Consensus in Multi-Agent Systems with Uniform and Nonuniform Communication Delays

A team of researchers including Shokoufeh Naderi, Maude Blondin, and Sébastien Roy has published a significant paper titled 'Consensus in Multi-Agent Systems with Uniform and Nonuniform Communication Delays' on arXiv. The work addresses a fundamental challenge in distributed coordination: how robotic swarms can reach agreement (consensus) when communication between agents suffers from delays that may be uniform or vary across different links. The researchers analyzed a consensus algorithm operating over a connected, undirected graph network, deriving novel convergence results using advanced mathematical tools like Rouché's theorem and Lyapunov-based stability analysis. Their key finding is that the system will still reach a consensus, but the final agreed-upon value becomes a weighted average influenced by the specific distribution of delays across the network.

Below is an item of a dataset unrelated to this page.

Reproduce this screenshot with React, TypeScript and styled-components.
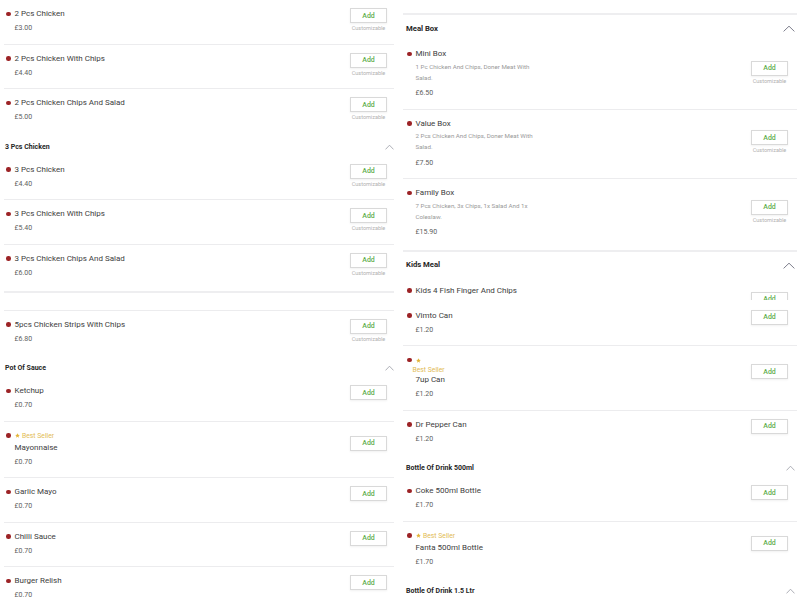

The theoretical framework provides explicit bounds on system parameters to ensure stability, offering concrete design guidelines for engineers. To validate their work, the team didn't just rely on simulations; they implemented the algorithm on a physical swarm of QBOT3 ground robots tasked with solving the rendezvous problem—converging to a common location. The experiments successfully demonstrated that the agents could coordinate and meet at a single point despite the introduced communication delays, proving the algorithm's robustness and real-world applicability. This research bridges a critical gap between control theory and practical distributed robotics, providing a validated method for building more reliable and delay-tolerant multi-agent systems for applications from automated warehouses to exploration rovers.